Show each line that has the string "page" in it.

····················

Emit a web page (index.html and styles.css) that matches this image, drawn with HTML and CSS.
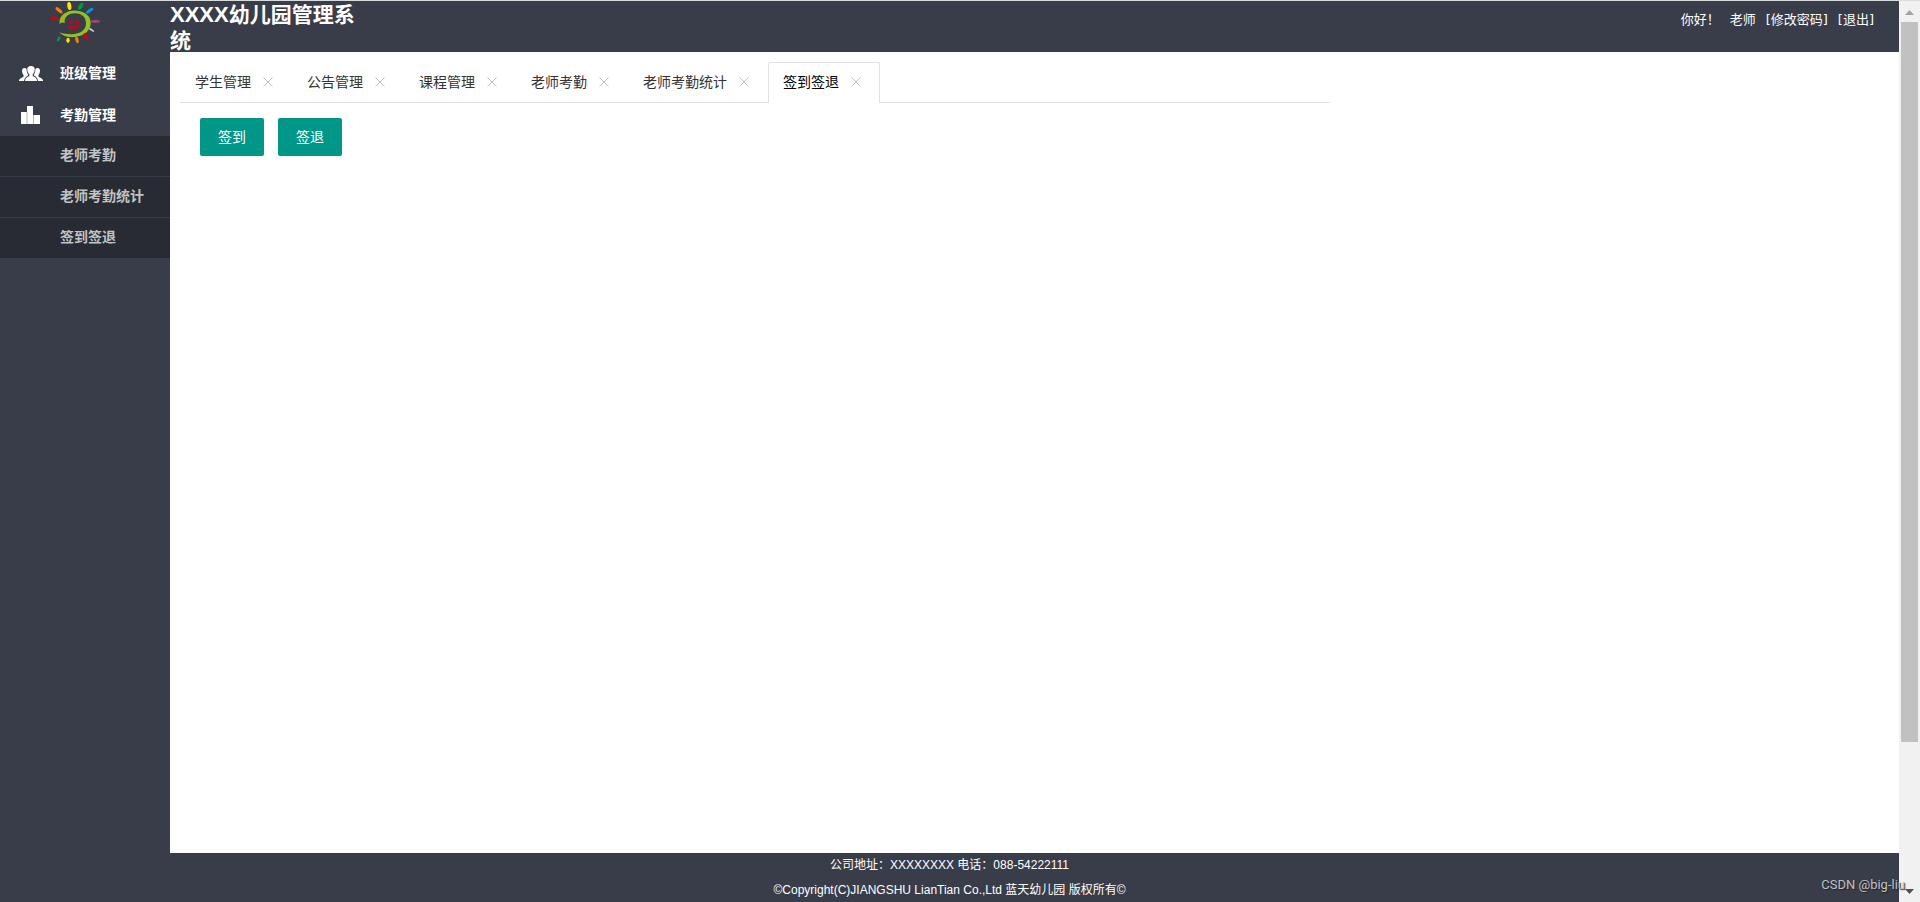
FILE: index.html
```html
<!DOCTYPE html>
<html lang="zh-CN">
<head>
<meta charset="utf-8">
<title>XXXX幼儿园管理系统</title>
<link rel="stylesheet" href="styles.css">
</head>
<body>
<div class="page">
  <div class="layout">
    <header class="header">
      <div class="logo">
        <svg width="70" height="51" viewBox="0 3 210 153" role="img" aria-label="蓝天幼儿园">
          <path d="M59 73C54 44 84 30 110 32C139 35 154 51 152 72C149 101 120 113 88 111C76 110 66 105 57 97C75 103 91 104 103 102C125 99 138 88 138 70C138 51 126 41 106 40C86 40 71 50 74 70C68 66 63 67 59 73Z" fill="#95c11f"/>
          <g fill="#d7000f">
            <circle cx="93" cy="65" r="5"/>
            <circle cx="112" cy="65" r="5"/>
            <path d="M81 76Q101 84 120 73Q116 87 101 87Q88 87 81 76Z"/>
            <ellipse cx="43" cy="55" rx="14" ry="5" transform="rotate(4 43 55)"/>
            <ellipse cx="138" cy="109" rx="5" ry="11" transform="rotate(-32 138 109)"/>
          </g>
          <ellipse cx="57" cy="31" rx="5" ry="13" transform="rotate(-49 57 31)" fill="#ef8200"/>
          <ellipse cx="88" cy="18" rx="6" ry="12" transform="rotate(-8 88 18)" fill="#ffe600"/>
          <ellipse cx="122" cy="19" rx="6" ry="12" transform="rotate(30 122 19)" fill="#009a3e"/>
          <ellipse cx="149" cy="32" rx="5" ry="13" transform="rotate(54 149 32)" fill="#0096e8"/>
          <ellipse cx="166" cy="64" rx="14" ry="5" fill="#9b4676"/>
          <ellipse cx="155" cy="90" rx="3" ry="9" transform="rotate(-58 155 90)" fill="#d5c3e0"/>
          <ellipse cx="56" cy="117" rx="4" ry="8" transform="rotate(30 56 117)" fill="#009a3e"/>
          <ellipse cx="84" cy="121" rx="5" ry="8" fill="#ffe600"/>
          <ellipse cx="111" cy="120" rx="5" ry="10" transform="rotate(-12 111 120)" fill="#ef8200"/>
        </svg>
      </div>
      <h1 class="title"><span class="title-latin">XXXX</span>幼儿园管理系统</h1>
      <div class="user">
        <span>你好！</span>
        <span>老师</span>
        <a href="#password">[修改密码]</a>
        <a href="#logout">[退出]</a>
      </div>
    </header>

    <nav class="sidebar">
      <a class="menu-item" href="#class">
        <svg class="menu-icon" width="24" height="18" viewBox="0 0 24 18" fill="#fff">
          <path d="M0 17V16Q1 14 4.500 12.700V11Q3 9 3 7Q3 4 5.500 4Q7 4 7.500 5Q7.500 9 9 10.500V11.500Q5.500 13 5 17Z"/>
          <path d="M24 17V16Q23 14 19.500 12.700V11Q21 9 21 7Q21 4 18.500 4Q17 4 16.500 5Q16.500 9 15 10.500V11.500Q18.500 13 19 17Z"/>
          <path d="M6 17Q6 13.500 10.300 12V10.500Q8.200 8.500 8.200 5.500Q8.200 2 12 2Q15.800 2 15.800 5.500Q15.800 8.500 13.700 10.500V12Q18 13.500 18 17Z"/>
        </svg>
        <span>班级管理</span>
      </a>
      <a class="menu-item" href="#attendance">
        <svg class="menu-icon" width="24" height="18" viewBox="0 0 24 18">
          <path d="M2 6H8V18H2ZM8 0H14V18H8ZM15 9H21V18H15Z" fill="#fff"/>
          <path d="M8 6V18M14.500 9V18" stroke="#b5b7bc"/>
        </svg>
        <span>考勤管理</span>
      </a>
      <div class="submenu">
        <a href="#teacher">老师考勤</a>
        <a href="#stats">老师考勤统计</a>
        <a href="#sign">签到签退</a>
      </div>
    </nav>

    <main class="content">
      <div class="tabs">
        <div class="tab"><span>学生管理</span><button class="close" aria-label="关闭学生管理"><svg viewBox="0 0 10 10"><path d="M0.500 0.500L9.500 9.500M9.500 0.500L0.500 9.500"/></svg></button></div>
        <div class="tab"><span>公告管理</span><button class="close" aria-label="关闭公告管理"><svg viewBox="0 0 10 10"><path d="M0.500 0.500L9.500 9.500M9.500 0.500L0.500 9.500"/></svg></button></div>
        <div class="tab"><span>课程管理</span><button class="close" aria-label="关闭课程管理"><svg viewBox="0 0 10 10"><path d="M0.500 0.500L9.500 9.500M9.500 0.500L0.500 9.500"/></svg></button></div>
        <div class="tab"><span>老师考勤</span><button class="close" aria-label="关闭老师考勤"><svg viewBox="0 0 10 10"><path d="M0.500 0.500L9.500 9.500M9.500 0.500L0.500 9.500"/></svg></button></div>
        <div class="tab"><span>老师考勤统计</span><button class="close" aria-label="关闭老师考勤统计"><svg viewBox="0 0 10 10"><path d="M0.500 0.500L9.500 9.500M9.500 0.500L0.500 9.500"/></svg></button></div>
        <div class="tab active"><span>签到签退</span><button class="close" aria-label="关闭签到签退"><svg viewBox="0 0 10 10"><path d="M0.500 0.500L9.500 9.500M9.500 0.500L0.500 9.500"/></svg></button></div>
      </div>
      <div class="actions">
        <button class="btn">签到</button>
        <button class="btn">签退</button>
      </div>
    </main>

    <footer class="footer">
      <p>公司地址：XXXXXXXX 电话：088-54222111</p>
      <p>©Copyright(C)JIANGSHU LianTian Co.,Ltd 蓝天幼儿园 版权所有©</p>
    </footer>
  </div>
  <div class="scrollbar">
    <svg width="21" height="21" viewBox="0 0 21 21"><path d="M6 14L10.500 9L15 14Z" fill="#a3a3a3"/></svg>
    <div class="track"><div class="thumb"></div></div>
    <svg width="21" height="21" viewBox="0 0 21 21"><path d="M6 8L10.500 13L15 8Z" fill="#505050"/></svg>
  </div>
  <span class="watermark">CSDN @big-liu</span>
</div>
</body>
</html>
```
FILE: styles.css
```css
* {
  box-sizing: border-box;
}

body {
  margin: 0;
  font: 14px/24px "Liberation Sans", "Noto Sans CJK SC", sans-serif;
  color: #333;
}

a {
  color: inherit;
  text-decoration: none;
}

button {
  font: inherit;
  border: 0;
  cursor: pointer;
}

.page {
  position: relative;
  display: flex;
  min-height: 100vh;
  border-top: 1px solid #d8dcdc;
}

.layout {
  flex: 1;
  display: grid;
  grid-template: 51px 1fr auto / 170px 1fr;
}

.header {
  grid-column: 1 / -1;
  display: flex;
  background: #393d49;
  color: #fff;
}

.logo {
  width: 170px;
  padding-left: 40px;
}

.logo svg {
  display: block;
}

.title {
  width: 190px;
  margin: 0;
  padding-top: 1px;
  font-size: 21px;
  line-height: 26px;
}

.title-latin {
  font-size: 22px;
}

.user {
  display: flex;
  gap: 10px;
  margin-left: auto;
  padding: 7px 25px 0 0;
  font-family: "DejaVu Sans", "Noto Sans CJK SC", sans-serif;
  font-size: 13px;
}

.sidebar {
  background: #393d49;
  color: #fff;
  font-weight: bold;
}

.menu-item {
  display: flex;
  align-items: center;
  gap: 17px;
  height: 42px;
  padding-left: 19px;
}

.submenu {
  display: grid;
  gap: 1px;
  color: #c2c3c5;
}

.submenu a {
  padding: 0 0 2px 60px;
  background: #282b33;
  line-height: 38px;
}

.content {
  padding: 10px;
}

.tabs {
  display: flex;
  width: 67.3%;
  height: 41px;
  border-bottom: 1px solid #e2e2e2;
}

.tab {
  display: flex;
  align-items: center;
  gap: 8px;
  height: 40px;
  padding: 0 15px;
}

.tab.active {
  height: 41px;
  padding: 0 14px 2px;
  border: 1px solid #e2e2e2;
  border-bottom: 0;
  border-radius: 2px 2px 0 0;
  background: #fff;
  color: #000;
}

.close {
  display: grid;
  place-items: center;
  width: 18px;
  height: 18px;
  padding: 0;
  background: none;
}

.close svg {
  width: 10px;
  height: 10px;
  stroke: #c2c2c2;
}

.actions {
  display: flex;
  gap: 14px;
  padding: 15px 20px;
}

.btn {
  height: 38px;
  padding: 0 18px;
  border-radius: 2px;
  background: #009688;
  color: #fff;
}

.footer {
  grid-column: 1 / -1;
  height: 49px;
  background: #393d49;
  color: #fff;
  font-size: 12px;
  line-height: 25px;
  text-align: center;
}

.footer p {
  margin: 0;
}

.scrollbar {
  display: flex;
  flex-direction: column;
  width: 21px;
  background: #f1f1f1;
}

.track {
  flex: 1;
  padding: 0 2px;
}

.thumb {
  height: 83.8%;
  background: #c1c1c1;
}

.watermark {
  position: absolute;
  right: 15px;
  bottom: 5px;
  color: #c0c1c4;
  font-family: Roboto, sans-serif;
  font-size: 13px;
  text-shadow: 1px 1px 1px #222;
}
```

····················

EXERCISE RESULT:
Emit a web page (index.html and styles.css) that matches this image, drawn with HTML and CSS.
<div class="page">
.page {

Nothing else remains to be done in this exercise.